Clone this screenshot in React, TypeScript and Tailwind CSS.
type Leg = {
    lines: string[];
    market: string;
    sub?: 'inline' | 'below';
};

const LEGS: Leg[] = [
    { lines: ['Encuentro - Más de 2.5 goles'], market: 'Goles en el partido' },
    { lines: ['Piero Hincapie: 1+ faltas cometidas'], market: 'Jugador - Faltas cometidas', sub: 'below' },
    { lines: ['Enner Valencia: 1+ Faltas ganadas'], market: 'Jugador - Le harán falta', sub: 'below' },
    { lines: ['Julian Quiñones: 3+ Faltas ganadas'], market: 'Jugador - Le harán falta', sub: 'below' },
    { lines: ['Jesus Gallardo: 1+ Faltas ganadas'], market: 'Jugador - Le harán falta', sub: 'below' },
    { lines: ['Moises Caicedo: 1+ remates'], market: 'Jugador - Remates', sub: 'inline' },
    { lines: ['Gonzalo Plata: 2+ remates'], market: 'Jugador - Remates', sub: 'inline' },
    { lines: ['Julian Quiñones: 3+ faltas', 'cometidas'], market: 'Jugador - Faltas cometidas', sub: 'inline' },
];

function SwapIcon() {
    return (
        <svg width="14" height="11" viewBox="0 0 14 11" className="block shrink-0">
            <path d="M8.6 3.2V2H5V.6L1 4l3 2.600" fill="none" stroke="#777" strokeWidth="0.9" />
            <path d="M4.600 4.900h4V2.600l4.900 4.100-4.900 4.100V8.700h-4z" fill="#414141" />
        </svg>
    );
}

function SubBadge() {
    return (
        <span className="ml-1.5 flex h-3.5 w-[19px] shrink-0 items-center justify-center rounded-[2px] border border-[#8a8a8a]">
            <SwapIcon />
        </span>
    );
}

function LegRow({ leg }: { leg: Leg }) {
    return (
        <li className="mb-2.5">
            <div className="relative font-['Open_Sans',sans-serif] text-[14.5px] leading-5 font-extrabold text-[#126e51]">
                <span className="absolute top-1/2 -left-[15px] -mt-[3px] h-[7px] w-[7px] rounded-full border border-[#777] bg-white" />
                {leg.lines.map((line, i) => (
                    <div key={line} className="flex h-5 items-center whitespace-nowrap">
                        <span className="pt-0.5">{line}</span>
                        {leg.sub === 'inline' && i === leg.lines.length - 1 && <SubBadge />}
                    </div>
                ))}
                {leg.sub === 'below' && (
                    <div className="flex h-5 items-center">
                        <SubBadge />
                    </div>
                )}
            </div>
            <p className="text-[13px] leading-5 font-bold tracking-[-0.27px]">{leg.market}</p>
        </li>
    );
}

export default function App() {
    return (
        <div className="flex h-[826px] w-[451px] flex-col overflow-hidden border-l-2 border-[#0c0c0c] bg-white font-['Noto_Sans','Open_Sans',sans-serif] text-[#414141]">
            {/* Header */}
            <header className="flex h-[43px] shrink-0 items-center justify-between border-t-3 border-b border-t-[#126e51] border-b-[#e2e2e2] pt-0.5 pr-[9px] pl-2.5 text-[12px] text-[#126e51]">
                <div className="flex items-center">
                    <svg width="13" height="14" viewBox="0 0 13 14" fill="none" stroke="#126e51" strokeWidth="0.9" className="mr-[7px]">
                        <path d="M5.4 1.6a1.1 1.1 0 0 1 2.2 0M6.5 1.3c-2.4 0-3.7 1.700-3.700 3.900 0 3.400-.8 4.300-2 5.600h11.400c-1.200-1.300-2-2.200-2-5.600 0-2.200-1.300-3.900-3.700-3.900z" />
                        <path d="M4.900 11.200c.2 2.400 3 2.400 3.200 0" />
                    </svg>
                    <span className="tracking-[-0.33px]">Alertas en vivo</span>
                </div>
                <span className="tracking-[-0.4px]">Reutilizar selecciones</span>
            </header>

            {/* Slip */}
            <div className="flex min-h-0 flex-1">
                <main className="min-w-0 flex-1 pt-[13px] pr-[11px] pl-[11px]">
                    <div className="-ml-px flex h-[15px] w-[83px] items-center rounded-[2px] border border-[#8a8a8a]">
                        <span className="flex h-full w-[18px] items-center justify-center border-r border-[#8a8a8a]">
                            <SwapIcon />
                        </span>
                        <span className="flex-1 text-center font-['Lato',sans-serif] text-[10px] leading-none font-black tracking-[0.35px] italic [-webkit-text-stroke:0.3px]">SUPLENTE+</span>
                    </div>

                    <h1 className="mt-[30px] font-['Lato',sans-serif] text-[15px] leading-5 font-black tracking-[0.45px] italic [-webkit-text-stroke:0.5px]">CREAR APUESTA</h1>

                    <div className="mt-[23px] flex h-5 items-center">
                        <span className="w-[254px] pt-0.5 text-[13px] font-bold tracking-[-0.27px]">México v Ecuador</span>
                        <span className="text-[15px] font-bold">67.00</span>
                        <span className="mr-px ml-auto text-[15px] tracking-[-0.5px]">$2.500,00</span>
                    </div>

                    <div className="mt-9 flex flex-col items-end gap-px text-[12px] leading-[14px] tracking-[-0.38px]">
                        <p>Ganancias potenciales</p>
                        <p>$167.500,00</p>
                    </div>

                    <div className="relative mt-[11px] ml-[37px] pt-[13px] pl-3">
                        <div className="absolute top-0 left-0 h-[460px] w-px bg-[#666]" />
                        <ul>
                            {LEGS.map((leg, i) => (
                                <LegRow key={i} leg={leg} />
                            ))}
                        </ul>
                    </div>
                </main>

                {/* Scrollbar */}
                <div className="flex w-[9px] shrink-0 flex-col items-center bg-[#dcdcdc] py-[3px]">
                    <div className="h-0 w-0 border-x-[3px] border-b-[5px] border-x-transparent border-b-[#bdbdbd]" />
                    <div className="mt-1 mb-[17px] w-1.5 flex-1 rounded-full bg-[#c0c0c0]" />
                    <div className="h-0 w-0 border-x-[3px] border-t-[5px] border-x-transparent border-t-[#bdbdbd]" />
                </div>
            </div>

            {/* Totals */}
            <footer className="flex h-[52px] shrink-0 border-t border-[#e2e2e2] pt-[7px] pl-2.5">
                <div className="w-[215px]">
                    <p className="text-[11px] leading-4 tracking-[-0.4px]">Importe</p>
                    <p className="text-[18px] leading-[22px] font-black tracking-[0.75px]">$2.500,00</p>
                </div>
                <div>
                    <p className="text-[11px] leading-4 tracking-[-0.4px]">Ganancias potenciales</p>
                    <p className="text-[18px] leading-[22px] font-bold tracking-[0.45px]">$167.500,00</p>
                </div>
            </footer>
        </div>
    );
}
══════
§ Objective
Your task is to return the full listing exactly as it was given.

§ Full answer
Clone this screenshot in React, TypeScript and Tailwind CSS.
type Leg = {
    lines: string[];
    market: string;
    sub?: 'inline' | 'below';
};

const LEGS: Leg[] = [
    { lines: ['Encuentro - Más de 2.5 goles'], market: 'Goles en el partido' },
    { lines: ['Piero Hincapie: 1+ faltas cometidas'], market: 'Jugador - Faltas cometidas', sub: 'below' },
    { lines: ['Enner Valencia: 1+ Faltas ganadas'], market: 'Jugador - Le harán falta', sub: 'below' },
    { lines: ['Julian Quiñones: 3+ Faltas ganadas'], market: 'Jugador - Le harán falta', sub: 'below' },
    { lines: ['Jesus Gallardo: 1+ Faltas ganadas'], market: 'Jugador - Le harán falta', sub: 'below' },
    { lines: ['Moises Caicedo: 1+ remates'], market: 'Jugador - Remates', sub: 'inline' },
    { lines: ['Gonzalo Plata: 2+ remates'], market: 'Jugador - Remates', sub: 'inline' },
    { lines: ['Julian Quiñones: 3+ faltas', 'cometidas'], market: 'Jugador - Faltas cometidas', sub: 'inline' },
];

function SwapIcon() {
    return (
        <svg width="14" height="11" viewBox="0 0 14 11" className="block shrink-0">
            <path d="M8.6 3.2V2H5V.6L1 4l3 2.600" fill="none" stroke="#777" strokeWidth="0.9" />
            <path d="M4.600 4.900h4V2.600l4.900 4.100-4.900 4.100V8.700h-4z" fill="#414141" />
        </svg>
    );
}

function SubBadge() {
    return (
        <span className="ml-1.5 flex h-3.5 w-[19px] shrink-0 items-center justify-center rounded-[2px] border border-[#8a8a8a]">
            <SwapIcon />
        </span>
    );
}

function LegRow({ leg }: { leg: Leg }) {
    return (
        <li className="mb-2.5">
            <div className="relative font-['Open_Sans',sans-serif] text-[14.5px] leading-5 font-extrabold text-[#126e51]">
                <span className="absolute top-1/2 -left-[15px] -mt-[3px] h-[7px] w-[7px] rounded-full border border-[#777] bg-white" />
                {leg.lines.map((line, i) => (
                    <div key={line} className="flex h-5 items-center whitespace-nowrap">
                        <span className="pt-0.5">{line}</span>
                        {leg.sub === 'inline' && i === leg.lines.length - 1 && <SubBadge />}
                    </div>
                ))}
                {leg.sub === 'below' && (
                    <div className="flex h-5 items-center">
                        <SubBadge />
                    </div>
                )}
            </div>
            <p className="text-[13px] leading-5 font-bold tracking-[-0.27px]">{leg.market}</p>
        </li>
    );
}

export default function App() {
    return (
        <div className="flex h-[826px] w-[451px] flex-col overflow-hidden border-l-2 border-[#0c0c0c] bg-white font-['Noto_Sans','Open_Sans',sans-serif] text-[#414141]">
            {/* Header */}
            <header className="flex h-[43px] shrink-0 items-center justify-between border-t-3 border-b border-t-[#126e51] border-b-[#e2e2e2] pt-0.5 pr-[9px] pl-2.5 text-[12px] text-[#126e51]">
                <div className="flex items-center">
                    <svg width="13" height="14" viewBox="0 0 13 14" fill="none" stroke="#126e51" strokeWidth="0.9" className="mr-[7px]">
                        <path d="M5.4 1.6a1.1 1.1 0 0 1 2.2 0M6.5 1.3c-2.4 0-3.7 1.700-3.700 3.900 0 3.400-.8 4.300-2 5.600h11.400c-1.200-1.300-2-2.200-2-5.600 0-2.200-1.300-3.900-3.700-3.900z" />
                        <path d="M4.900 11.200c.2 2.400 3 2.400 3.200 0" />
                    </svg>
                    <span className="tracking-[-0.33px]">Alertas en vivo</span>
                </div>
                <span className="tracking-[-0.4px]">Reutilizar selecciones</span>
            </header>

            {/* Slip */}
            <div className="flex min-h-0 flex-1">
                <main className="min-w-0 flex-1 pt-[13px] pr-[11px] pl-[11px]">
                    <div className="-ml-px flex h-[15px] w-[83px] items-center rounded-[2px] border border-[#8a8a8a]">
                        <span className="flex h-full w-[18px] items-center justify-center border-r border-[#8a8a8a]">
                            <SwapIcon />
                        </span>
                        <span className="flex-1 text-center font-['Lato',sans-serif] text-[10px] leading-none font-black tracking-[0.35px] italic [-webkit-text-stroke:0.3px]">SUPLENTE+</span>
                    </div>

                    <h1 className="mt-[30px] font-['Lato',sans-serif] text-[15px] leading-5 font-black tracking-[0.45px] italic [-webkit-text-stroke:0.5px]">CREAR APUESTA</h1>

                    <div className="mt-[23px] flex h-5 items-center">
                        <span className="w-[254px] pt-0.5 text-[13px] font-bold tracking-[-0.27px]">México v Ecuador</span>
                        <span className="text-[15px] font-bold">67.00</span>
                        <span className="mr-px ml-auto text-[15px] tracking-[-0.5px]">$2.500,00</span>
                    </div>

                    <div className="mt-9 flex flex-col items-end gap-px text-[12px] leading-[14px] tracking-[-0.38px]">
                        <p>Ganancias potenciales</p>
                        <p>$167.500,00</p>
                    </div>

                    <div className="relative mt-[11px] ml-[37px] pt-[13px] pl-3">
                        <div className="absolute top-0 left-0 h-[460px] w-px bg-[#666]" />
                        <ul>
                            {LEGS.map((leg, i) => (
                                <LegRow key={i} leg={leg} />
                            ))}
                        </ul>
                    </div>
                </main>

                {/* Scrollbar */}
                <div className="flex w-[9px] shrink-0 flex-col items-center bg-[#dcdcdc] py-[3px]">
                    <div className="h-0 w-0 border-x-[3px] border-b-[5px] border-x-transparent border-b-[#bdbdbd]" />
                    <div className="mt-1 mb-[17px] w-1.5 flex-1 rounded-full bg-[#c0c0c0]" />
                    <div className="h-0 w-0 border-x-[3px] border-t-[5px] border-x-transparent border-t-[#bdbdbd]" />
                </div>
            </div>

            {/* Totals */}
            <footer className="flex h-[52px] shrink-0 border-t border-[#e2e2e2] pt-[7px] pl-2.5">
                <div className="w-[215px]">
                    <p className="text-[11px] leading-4 tracking-[-0.4px]">Importe</p>
                    <p className="text-[18px] leading-[22px] font-black tracking-[0.75px]">$2.500,00</p>
                </div>
                <div>
                    <p className="text-[11px] leading-4 tracking-[-0.4px]">Ganancias potenciales</p>
                    <p className="text-[18px] leading-[22px] font-bold tracking-[0.45px]">$167.500,00</p>
                </div>
            </footer>
        </div>
    );
}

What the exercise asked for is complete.